**Problem to work on**
Write out each line from the data below that includes the word "this".

**Recorded data**
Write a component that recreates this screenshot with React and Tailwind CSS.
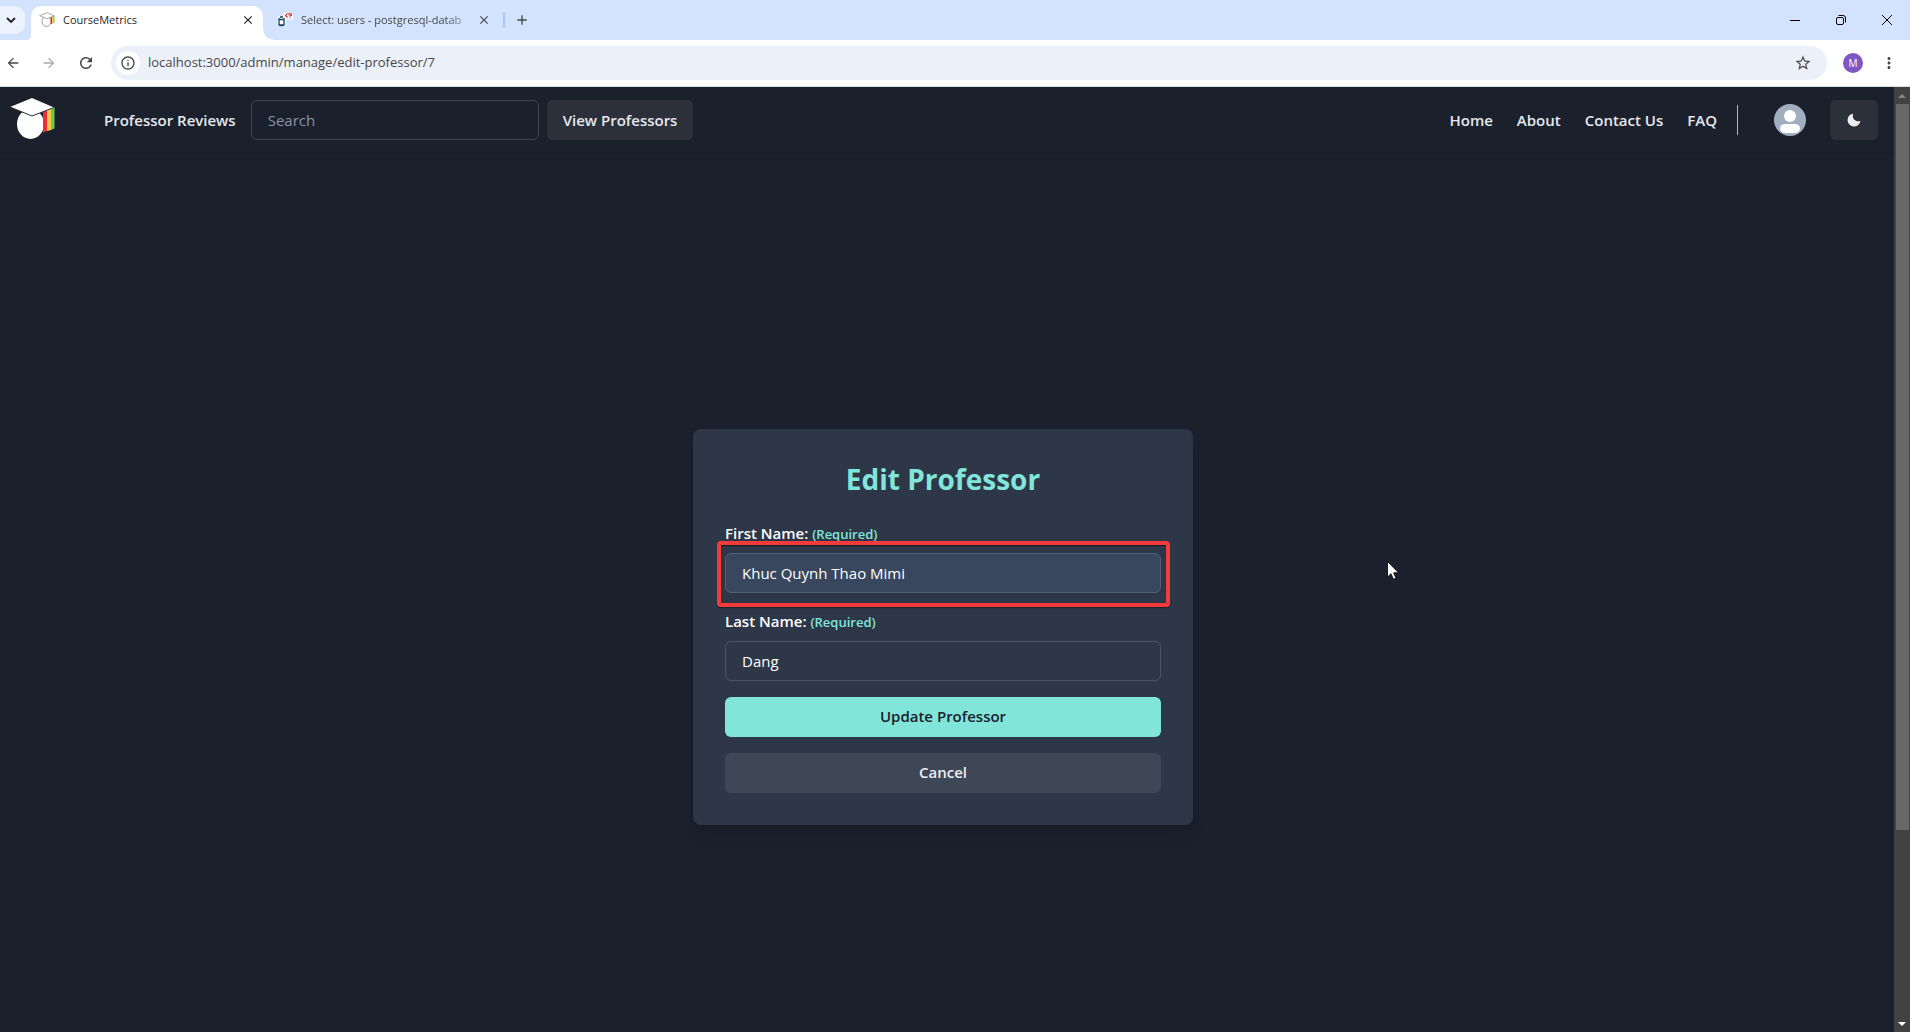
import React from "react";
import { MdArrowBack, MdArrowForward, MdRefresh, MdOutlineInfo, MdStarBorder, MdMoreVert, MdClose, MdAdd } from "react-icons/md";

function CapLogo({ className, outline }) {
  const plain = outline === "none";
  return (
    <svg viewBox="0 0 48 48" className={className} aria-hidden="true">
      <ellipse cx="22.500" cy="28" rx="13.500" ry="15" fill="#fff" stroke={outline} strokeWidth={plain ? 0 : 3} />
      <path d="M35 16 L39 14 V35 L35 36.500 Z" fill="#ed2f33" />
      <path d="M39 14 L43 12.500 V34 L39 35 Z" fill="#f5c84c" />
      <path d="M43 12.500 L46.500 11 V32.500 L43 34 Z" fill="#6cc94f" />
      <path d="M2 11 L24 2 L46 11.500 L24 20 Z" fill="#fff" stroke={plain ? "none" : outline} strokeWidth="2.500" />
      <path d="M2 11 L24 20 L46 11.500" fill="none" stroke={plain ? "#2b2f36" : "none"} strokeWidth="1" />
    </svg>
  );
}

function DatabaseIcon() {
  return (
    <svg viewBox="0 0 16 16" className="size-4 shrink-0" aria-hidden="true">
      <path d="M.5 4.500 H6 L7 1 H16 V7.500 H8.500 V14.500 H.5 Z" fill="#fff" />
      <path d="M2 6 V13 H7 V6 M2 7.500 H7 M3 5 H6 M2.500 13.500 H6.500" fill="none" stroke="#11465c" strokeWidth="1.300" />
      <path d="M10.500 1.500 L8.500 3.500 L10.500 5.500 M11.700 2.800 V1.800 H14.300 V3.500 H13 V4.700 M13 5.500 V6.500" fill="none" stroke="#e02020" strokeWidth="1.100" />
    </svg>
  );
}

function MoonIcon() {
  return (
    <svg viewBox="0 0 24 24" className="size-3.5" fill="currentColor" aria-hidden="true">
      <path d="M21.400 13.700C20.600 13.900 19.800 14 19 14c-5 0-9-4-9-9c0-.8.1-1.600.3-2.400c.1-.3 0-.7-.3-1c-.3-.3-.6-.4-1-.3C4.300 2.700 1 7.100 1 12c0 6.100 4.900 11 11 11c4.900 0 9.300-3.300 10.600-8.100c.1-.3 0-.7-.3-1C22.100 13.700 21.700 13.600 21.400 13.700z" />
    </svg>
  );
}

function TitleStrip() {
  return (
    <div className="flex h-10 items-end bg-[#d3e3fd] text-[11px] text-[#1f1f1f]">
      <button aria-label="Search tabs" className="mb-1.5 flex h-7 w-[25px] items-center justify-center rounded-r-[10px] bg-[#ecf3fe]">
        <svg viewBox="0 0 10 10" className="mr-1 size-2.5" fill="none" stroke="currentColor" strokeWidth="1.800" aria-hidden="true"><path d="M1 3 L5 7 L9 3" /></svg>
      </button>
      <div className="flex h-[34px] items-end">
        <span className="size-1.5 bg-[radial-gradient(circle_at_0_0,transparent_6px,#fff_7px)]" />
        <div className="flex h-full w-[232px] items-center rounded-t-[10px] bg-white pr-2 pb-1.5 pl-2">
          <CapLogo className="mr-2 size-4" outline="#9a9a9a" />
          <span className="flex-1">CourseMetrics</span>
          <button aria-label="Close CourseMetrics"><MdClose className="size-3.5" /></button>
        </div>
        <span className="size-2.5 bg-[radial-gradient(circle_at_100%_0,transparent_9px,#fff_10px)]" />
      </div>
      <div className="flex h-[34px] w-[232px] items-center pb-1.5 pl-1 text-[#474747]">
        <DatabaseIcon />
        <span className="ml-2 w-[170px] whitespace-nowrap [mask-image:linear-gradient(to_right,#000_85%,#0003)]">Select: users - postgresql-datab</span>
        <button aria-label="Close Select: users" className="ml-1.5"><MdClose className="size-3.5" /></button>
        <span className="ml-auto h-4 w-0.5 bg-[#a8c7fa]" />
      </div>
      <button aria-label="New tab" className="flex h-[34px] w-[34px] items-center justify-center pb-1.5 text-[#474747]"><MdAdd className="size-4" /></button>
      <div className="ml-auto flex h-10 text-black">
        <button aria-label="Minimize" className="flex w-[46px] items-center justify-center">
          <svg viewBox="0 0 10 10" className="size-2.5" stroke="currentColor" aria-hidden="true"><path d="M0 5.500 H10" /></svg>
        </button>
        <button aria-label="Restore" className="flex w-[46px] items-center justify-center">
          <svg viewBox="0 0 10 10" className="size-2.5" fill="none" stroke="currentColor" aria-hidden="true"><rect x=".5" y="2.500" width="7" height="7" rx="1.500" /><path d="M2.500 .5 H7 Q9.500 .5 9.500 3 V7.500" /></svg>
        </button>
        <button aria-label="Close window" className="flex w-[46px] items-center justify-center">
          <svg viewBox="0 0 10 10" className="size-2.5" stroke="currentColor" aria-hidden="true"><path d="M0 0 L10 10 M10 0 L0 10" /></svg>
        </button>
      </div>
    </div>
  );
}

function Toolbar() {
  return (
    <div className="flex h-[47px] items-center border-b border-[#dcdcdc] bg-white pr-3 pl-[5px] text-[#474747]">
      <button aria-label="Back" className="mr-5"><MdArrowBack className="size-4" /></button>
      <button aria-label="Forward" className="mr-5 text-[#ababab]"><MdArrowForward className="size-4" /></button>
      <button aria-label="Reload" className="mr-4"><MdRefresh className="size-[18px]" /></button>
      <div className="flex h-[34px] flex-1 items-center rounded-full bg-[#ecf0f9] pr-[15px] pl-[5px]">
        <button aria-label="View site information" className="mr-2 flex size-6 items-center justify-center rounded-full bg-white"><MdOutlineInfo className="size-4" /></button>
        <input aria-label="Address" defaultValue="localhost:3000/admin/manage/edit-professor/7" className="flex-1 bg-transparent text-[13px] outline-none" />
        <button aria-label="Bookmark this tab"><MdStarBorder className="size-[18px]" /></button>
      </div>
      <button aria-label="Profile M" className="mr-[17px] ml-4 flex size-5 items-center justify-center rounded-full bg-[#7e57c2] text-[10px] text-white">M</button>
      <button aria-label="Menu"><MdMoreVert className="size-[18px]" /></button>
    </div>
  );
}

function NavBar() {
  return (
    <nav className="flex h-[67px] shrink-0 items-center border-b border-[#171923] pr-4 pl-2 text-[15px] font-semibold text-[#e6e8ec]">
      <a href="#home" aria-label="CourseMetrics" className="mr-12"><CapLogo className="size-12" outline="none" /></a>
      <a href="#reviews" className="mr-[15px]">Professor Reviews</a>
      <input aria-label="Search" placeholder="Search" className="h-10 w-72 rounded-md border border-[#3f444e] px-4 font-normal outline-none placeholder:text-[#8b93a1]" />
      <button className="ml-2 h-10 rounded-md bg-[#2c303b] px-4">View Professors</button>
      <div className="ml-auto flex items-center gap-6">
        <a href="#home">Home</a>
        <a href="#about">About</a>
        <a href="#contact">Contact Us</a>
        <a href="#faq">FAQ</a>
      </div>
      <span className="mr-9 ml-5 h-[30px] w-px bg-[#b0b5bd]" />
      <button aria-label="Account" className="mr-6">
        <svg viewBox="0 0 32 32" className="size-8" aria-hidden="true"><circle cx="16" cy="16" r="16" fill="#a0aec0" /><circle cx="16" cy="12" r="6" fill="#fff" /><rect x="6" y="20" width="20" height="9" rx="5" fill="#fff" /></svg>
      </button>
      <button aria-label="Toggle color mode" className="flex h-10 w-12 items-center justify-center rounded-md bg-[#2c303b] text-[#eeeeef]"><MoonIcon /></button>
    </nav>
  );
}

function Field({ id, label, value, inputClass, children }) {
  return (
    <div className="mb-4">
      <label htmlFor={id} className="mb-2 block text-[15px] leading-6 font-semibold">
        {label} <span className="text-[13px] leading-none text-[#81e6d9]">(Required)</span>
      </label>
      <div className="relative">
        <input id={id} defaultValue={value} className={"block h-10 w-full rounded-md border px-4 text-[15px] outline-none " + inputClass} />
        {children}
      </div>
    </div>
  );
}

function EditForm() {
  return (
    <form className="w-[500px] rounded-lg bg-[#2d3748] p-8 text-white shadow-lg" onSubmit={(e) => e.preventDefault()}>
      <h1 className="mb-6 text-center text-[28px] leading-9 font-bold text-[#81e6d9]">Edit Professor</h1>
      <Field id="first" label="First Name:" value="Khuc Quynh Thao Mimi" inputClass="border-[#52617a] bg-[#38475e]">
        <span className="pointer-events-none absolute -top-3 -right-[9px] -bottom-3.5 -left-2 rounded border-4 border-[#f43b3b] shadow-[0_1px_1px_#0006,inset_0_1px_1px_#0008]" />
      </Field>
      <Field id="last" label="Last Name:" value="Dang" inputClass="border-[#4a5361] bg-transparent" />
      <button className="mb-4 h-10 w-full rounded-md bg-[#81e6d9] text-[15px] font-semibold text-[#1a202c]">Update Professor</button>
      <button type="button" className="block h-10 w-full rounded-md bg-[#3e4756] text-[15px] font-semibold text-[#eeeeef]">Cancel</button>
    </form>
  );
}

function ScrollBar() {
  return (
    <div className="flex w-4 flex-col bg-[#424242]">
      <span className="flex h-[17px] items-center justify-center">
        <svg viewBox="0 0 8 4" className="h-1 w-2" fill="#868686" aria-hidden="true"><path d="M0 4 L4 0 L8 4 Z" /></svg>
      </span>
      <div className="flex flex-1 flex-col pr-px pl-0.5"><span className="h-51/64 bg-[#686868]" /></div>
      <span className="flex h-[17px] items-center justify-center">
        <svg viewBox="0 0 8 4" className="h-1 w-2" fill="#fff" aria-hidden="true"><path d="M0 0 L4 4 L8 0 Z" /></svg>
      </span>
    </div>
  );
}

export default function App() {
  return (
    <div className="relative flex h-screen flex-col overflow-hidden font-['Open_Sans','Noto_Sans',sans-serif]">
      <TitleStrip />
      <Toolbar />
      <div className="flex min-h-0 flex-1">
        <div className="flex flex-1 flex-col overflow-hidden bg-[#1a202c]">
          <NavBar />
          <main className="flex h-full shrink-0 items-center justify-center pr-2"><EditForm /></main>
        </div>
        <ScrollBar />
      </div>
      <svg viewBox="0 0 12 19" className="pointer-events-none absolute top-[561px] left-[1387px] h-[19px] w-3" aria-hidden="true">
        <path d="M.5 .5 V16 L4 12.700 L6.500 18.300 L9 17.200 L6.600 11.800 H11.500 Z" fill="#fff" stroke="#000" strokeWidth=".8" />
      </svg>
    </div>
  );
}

**Complete output**
Write a component that recreates this screenshot with React and Tailwind CSS.
        <button aria-label="Bookmark this tab"><MdStarBorder className="size-[18px]" /></button>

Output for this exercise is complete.